§ **PROVIDED MATERIAL**
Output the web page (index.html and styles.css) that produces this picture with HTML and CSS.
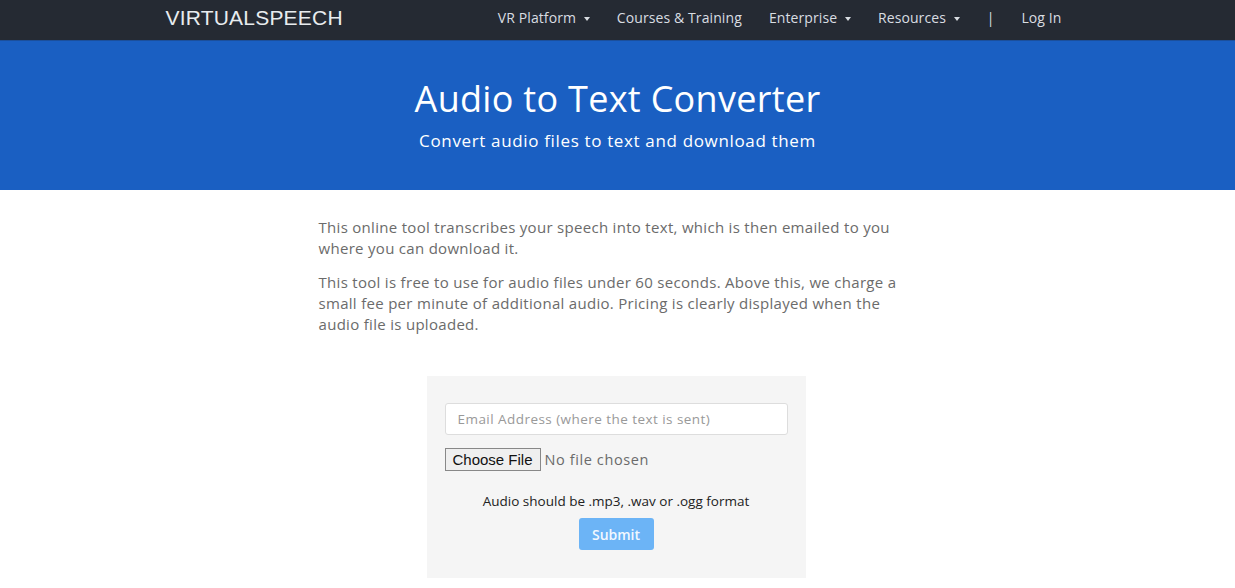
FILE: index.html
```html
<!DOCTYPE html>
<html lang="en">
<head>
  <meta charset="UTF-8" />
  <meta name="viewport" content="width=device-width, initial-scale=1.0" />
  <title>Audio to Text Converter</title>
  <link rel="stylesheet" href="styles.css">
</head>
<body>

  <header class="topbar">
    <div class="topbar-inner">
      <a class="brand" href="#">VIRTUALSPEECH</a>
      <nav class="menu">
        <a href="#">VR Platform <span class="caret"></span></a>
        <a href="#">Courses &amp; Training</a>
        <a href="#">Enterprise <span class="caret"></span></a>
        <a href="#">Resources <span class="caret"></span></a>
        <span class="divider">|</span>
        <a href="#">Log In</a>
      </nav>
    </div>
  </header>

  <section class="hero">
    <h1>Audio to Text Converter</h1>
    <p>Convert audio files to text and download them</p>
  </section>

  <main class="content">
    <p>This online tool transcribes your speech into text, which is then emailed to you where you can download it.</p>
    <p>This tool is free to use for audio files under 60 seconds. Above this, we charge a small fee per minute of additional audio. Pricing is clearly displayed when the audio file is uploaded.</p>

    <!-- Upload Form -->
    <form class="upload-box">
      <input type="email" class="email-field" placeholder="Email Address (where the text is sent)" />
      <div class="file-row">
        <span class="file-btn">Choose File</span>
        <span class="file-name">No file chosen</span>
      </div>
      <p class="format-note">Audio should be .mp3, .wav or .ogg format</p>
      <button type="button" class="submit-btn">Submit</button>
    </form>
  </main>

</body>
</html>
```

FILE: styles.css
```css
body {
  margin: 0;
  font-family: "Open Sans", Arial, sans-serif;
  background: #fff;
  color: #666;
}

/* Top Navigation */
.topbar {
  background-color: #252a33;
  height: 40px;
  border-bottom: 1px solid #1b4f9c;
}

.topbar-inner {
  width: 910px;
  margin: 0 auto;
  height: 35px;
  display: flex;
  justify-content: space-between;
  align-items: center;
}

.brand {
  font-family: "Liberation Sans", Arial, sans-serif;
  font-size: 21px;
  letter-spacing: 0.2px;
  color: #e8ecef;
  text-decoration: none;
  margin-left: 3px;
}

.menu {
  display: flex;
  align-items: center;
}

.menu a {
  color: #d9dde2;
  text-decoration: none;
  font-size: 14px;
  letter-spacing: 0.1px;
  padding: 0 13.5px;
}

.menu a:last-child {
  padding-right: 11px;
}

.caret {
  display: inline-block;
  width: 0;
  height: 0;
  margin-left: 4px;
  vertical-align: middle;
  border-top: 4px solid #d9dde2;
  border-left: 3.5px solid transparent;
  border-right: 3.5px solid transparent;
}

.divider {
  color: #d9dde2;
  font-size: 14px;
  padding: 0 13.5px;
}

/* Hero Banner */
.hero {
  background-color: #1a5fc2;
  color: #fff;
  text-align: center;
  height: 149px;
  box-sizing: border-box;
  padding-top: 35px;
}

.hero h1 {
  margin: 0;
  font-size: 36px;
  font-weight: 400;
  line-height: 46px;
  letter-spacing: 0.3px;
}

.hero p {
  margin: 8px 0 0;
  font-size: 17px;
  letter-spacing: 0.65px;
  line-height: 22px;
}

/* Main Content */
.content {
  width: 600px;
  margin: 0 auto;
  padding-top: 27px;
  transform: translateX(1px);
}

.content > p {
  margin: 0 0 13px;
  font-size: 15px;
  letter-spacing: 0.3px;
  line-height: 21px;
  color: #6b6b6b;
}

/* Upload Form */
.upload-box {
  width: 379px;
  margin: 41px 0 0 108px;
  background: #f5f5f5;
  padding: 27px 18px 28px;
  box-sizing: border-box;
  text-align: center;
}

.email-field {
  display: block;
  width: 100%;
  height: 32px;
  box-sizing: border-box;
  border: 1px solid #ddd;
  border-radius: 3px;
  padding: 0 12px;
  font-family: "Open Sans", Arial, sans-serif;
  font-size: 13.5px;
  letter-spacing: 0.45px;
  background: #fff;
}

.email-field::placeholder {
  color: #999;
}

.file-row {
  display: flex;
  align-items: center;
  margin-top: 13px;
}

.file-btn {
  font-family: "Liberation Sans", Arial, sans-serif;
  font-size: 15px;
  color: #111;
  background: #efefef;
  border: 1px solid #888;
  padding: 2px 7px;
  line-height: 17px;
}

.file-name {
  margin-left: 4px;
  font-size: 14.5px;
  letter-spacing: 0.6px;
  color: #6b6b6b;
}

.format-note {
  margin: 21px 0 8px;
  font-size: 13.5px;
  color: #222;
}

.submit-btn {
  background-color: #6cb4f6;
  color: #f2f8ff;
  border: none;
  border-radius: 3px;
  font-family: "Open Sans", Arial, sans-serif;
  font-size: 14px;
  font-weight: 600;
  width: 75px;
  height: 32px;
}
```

§ **YOUR TASK**
Repeat the data exactly, excluding the pictures.

§ **THE SOLUTION**
Output the web page (index.html and styles.css) that produces this picture with HTML and CSS.
FILE: index.html
```html
<!DOCTYPE html>
<html lang="en">
<head>
  <meta charset="UTF-8" />
  <meta name="viewport" content="width=device-width, initial-scale=1.0" />
  <title>Audio to Text Converter</title>
  <link rel="stylesheet" href="styles.css">
</head>
<body>

  <header class="topbar">
    <div class="topbar-inner">
      <a class="brand" href="#">VIRTUALSPEECH</a>
      <nav class="menu">
        <a href="#">VR Platform <span class="caret"></span></a>
        <a href="#">Courses &amp; Training</a>
        <a href="#">Enterprise <span class="caret"></span></a>
        <a href="#">Resources <span class="caret"></span></a>
        <span class="divider">|</span>
        <a href="#">Log In</a>
      </nav>
    </div>
  </header>

  <section class="hero">
    <h1>Audio to Text Converter</h1>
    <p>Convert audio files to text and download them</p>
  </section>

  <main class="content">
    <p>This online tool transcribes your speech into text, which is then emailed to you where you can download it.</p>
    <p>This tool is free to use for audio files under 60 seconds. Above this, we charge a small fee per minute of additional audio. Pricing is clearly displayed when the audio file is uploaded.</p>

    <!-- Upload Form -->
    <form class="upload-box">
      <input type="email" class="email-field" placeholder="Email Address (where the text is sent)" />
      <div class="file-row">
        <span class="file-btn">Choose File</span>
        <span class="file-name">No file chosen</span>
      </div>
      <p class="format-note">Audio should be .mp3, .wav or .ogg format</p>
      <button type="button" class="submit-btn">Submit</button>
    </form>
  </main>

</body>
</html>
```

FILE: styles.css
```css
body {
  margin: 0;
  font-family: "Open Sans", Arial, sans-serif;
  background: #fff;
  color: #666;
}

/* Top Navigation */
.topbar {
  background-color: #252a33;
  height: 40px;
  border-bottom: 1px solid #1b4f9c;
}

.topbar-inner {
  width: 910px;
  margin: 0 auto;
  height: 35px;
  display: flex;
  justify-content: space-between;
  align-items: center;
}

.brand {
  font-family: "Liberation Sans", Arial, sans-serif;
  font-size: 21px;
  letter-spacing: 0.2px;
  color: #e8ecef;
  text-decoration: none;
  margin-left: 3px;
}

.menu {
  display: flex;
  align-items: center;
}

.menu a {
  color: #d9dde2;
  text-decoration: none;
  font-size: 14px;
  letter-spacing: 0.1px;
  padding: 0 13.5px;
}

.menu a:last-child {
  padding-right: 11px;
}

.caret {
  display: inline-block;
  width: 0;
  height: 0;
  margin-left: 4px;
  vertical-align: middle;
  border-top: 4px solid #d9dde2;
  border-left: 3.5px solid transparent;
  border-right: 3.5px solid transparent;
}

.divider {
  color: #d9dde2;
  font-size: 14px;
  padding: 0 13.5px;
}

/* Hero Banner */
.hero {
  background-color: #1a5fc2;
  color: #fff;
  text-align: center;
  height: 149px;
  box-sizing: border-box;
  padding-top: 35px;
}

.hero h1 {
  margin: 0;
  font-size: 36px;
  font-weight: 400;
  line-height: 46px;
  letter-spacing: 0.3px;
}

.hero p {
  margin: 8px 0 0;
  font-size: 17px;
  letter-spacing: 0.65px;
  line-height: 22px;
}

/* Main Content */
.content {
  width: 600px;
  margin: 0 auto;
  padding-top: 27px;
  transform: translateX(1px);
}

.content > p {
  margin: 0 0 13px;
  font-size: 15px;
  letter-spacing: 0.3px;
  line-height: 21px;
  color: #6b6b6b;
}

/* Upload Form */
.upload-box {
  width: 379px;
  margin: 41px 0 0 108px;
  background: #f5f5f5;
  padding: 27px 18px 28px;
  box-sizing: border-box;
  text-align: center;
}

.email-field {
  display: block;
  width: 100%;
  height: 32px;
  box-sizing: border-box;
  border: 1px solid #ddd;
  border-radius: 3px;
  padding: 0 12px;
  font-family: "Open Sans", Arial, sans-serif;
  font-size: 13.5px;
  letter-spacing: 0.45px;
  background: #fff;
}

.email-field::placeholder {
  color: #999;
}

.file-row {
  display: flex;
  align-items: center;
  margin-top: 13px;
}

.file-btn {
  font-family: "Liberation Sans", Arial, sans-serif;
  font-size: 15px;
  color: #111;
  background: #efefef;
  border: 1px solid #888;
  padding: 2px 7px;
  line-height: 17px;
}

.file-name {
  margin-left: 4px;
  font-size: 14.5px;
  letter-spacing: 0.6px;
  color: #6b6b6b;
}

.format-note {
  margin: 21px 0 8px;
  font-size: 13.5px;
  color: #222;
}

.submit-btn {
  background-color: #6cb4f6;
  color: #f2f8ff;
  border: none;
  border-radius: 3px;
  font-family: "Open Sans", Arial, sans-serif;
  font-size: 14px;
  font-weight: 600;
  width: 75px;
  height: 32px;
}
```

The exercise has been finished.